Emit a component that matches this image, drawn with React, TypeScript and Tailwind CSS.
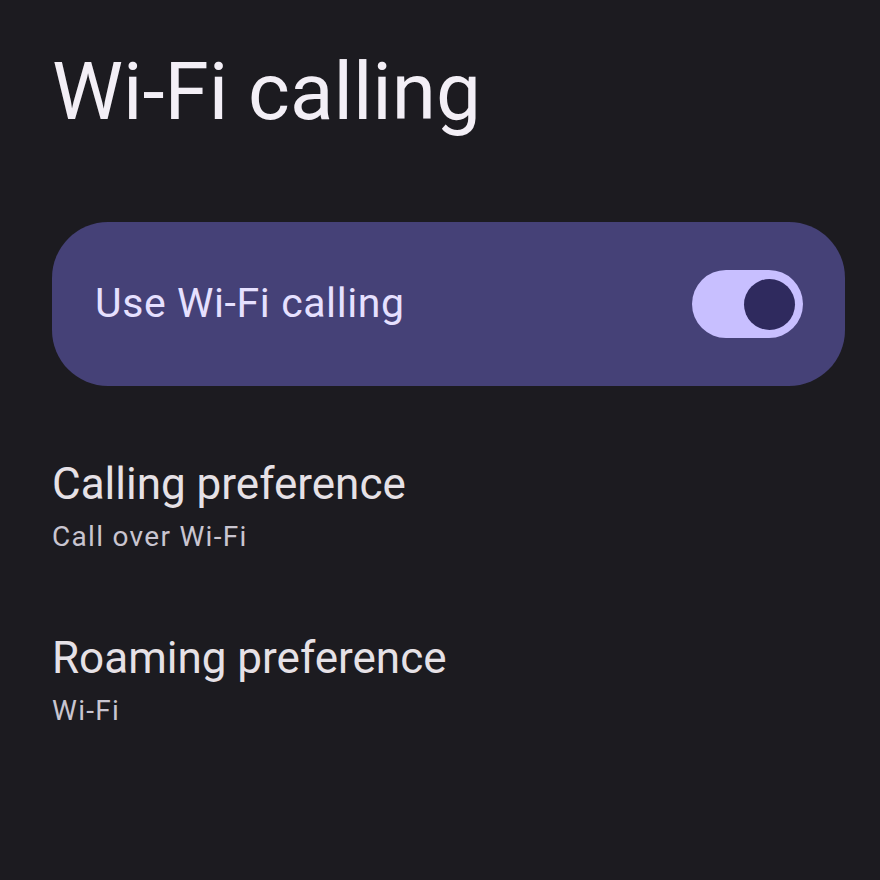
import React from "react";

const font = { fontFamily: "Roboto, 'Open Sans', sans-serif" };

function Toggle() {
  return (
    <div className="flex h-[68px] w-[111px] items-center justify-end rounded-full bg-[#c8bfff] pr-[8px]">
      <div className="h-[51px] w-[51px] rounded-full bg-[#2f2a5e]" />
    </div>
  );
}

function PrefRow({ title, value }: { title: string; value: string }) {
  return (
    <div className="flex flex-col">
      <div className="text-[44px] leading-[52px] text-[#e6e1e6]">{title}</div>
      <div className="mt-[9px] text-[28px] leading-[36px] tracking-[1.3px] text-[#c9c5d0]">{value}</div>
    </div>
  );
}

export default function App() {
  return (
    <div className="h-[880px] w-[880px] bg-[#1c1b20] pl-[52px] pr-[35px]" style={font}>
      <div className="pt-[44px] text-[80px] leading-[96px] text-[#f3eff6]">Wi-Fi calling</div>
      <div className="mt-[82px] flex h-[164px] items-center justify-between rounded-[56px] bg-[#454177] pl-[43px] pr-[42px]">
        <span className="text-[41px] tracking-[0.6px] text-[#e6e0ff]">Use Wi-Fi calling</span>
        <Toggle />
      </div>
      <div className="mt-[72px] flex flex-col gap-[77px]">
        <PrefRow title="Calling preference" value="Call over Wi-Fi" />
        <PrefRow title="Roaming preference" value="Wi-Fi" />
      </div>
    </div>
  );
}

--------

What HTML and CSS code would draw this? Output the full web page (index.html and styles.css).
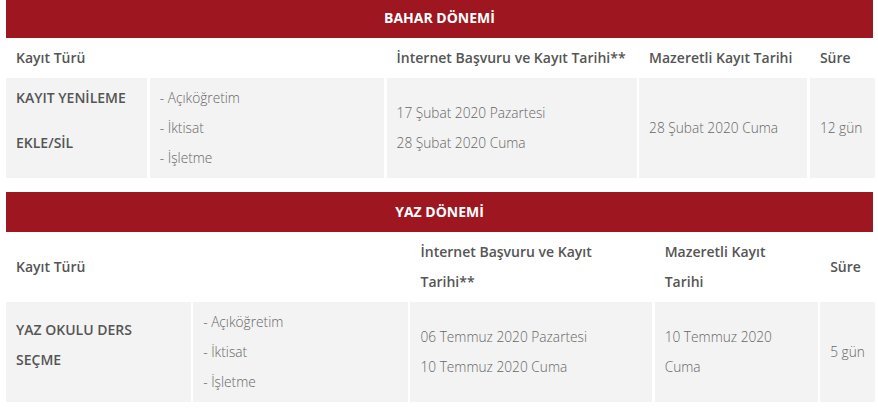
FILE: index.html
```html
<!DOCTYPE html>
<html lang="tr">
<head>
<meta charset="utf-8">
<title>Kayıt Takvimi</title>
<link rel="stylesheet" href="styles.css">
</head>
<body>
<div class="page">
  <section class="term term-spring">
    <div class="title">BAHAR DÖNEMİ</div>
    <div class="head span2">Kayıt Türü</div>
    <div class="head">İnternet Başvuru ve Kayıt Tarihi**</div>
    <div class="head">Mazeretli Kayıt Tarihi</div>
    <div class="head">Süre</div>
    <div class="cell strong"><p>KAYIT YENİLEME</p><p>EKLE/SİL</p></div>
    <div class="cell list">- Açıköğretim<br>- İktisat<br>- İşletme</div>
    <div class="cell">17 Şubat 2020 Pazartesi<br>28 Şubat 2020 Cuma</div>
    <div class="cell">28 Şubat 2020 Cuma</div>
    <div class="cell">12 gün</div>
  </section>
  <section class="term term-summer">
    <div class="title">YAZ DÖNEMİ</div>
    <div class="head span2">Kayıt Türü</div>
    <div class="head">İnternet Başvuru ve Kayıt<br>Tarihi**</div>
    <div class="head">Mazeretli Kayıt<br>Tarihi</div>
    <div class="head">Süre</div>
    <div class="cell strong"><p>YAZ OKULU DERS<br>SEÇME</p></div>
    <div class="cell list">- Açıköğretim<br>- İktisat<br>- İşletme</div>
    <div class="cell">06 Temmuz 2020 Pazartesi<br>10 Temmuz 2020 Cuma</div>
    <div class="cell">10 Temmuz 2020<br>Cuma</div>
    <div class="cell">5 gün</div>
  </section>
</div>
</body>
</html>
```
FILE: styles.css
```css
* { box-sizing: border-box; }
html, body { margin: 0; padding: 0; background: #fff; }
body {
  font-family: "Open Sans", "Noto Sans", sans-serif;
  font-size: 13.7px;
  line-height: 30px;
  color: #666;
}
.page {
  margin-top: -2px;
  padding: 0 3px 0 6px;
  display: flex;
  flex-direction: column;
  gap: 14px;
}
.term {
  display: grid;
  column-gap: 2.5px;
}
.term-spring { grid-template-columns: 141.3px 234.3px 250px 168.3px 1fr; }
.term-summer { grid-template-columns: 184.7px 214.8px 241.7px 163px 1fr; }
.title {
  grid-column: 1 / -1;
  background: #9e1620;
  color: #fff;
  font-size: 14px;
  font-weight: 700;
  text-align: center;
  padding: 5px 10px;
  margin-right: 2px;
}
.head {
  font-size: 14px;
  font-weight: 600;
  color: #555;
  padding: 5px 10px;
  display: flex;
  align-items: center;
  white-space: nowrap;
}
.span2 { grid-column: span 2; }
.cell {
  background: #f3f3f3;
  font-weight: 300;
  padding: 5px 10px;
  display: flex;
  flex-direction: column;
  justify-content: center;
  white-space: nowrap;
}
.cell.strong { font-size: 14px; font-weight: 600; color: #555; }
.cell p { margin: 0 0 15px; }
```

--------

Find the string "index" in the records, then copy each line where it occurs.

> [FINAL RESULT]:
What HTML and CSS code would draw this? Output the full web page (index.html and styles.css).
FILE: index.html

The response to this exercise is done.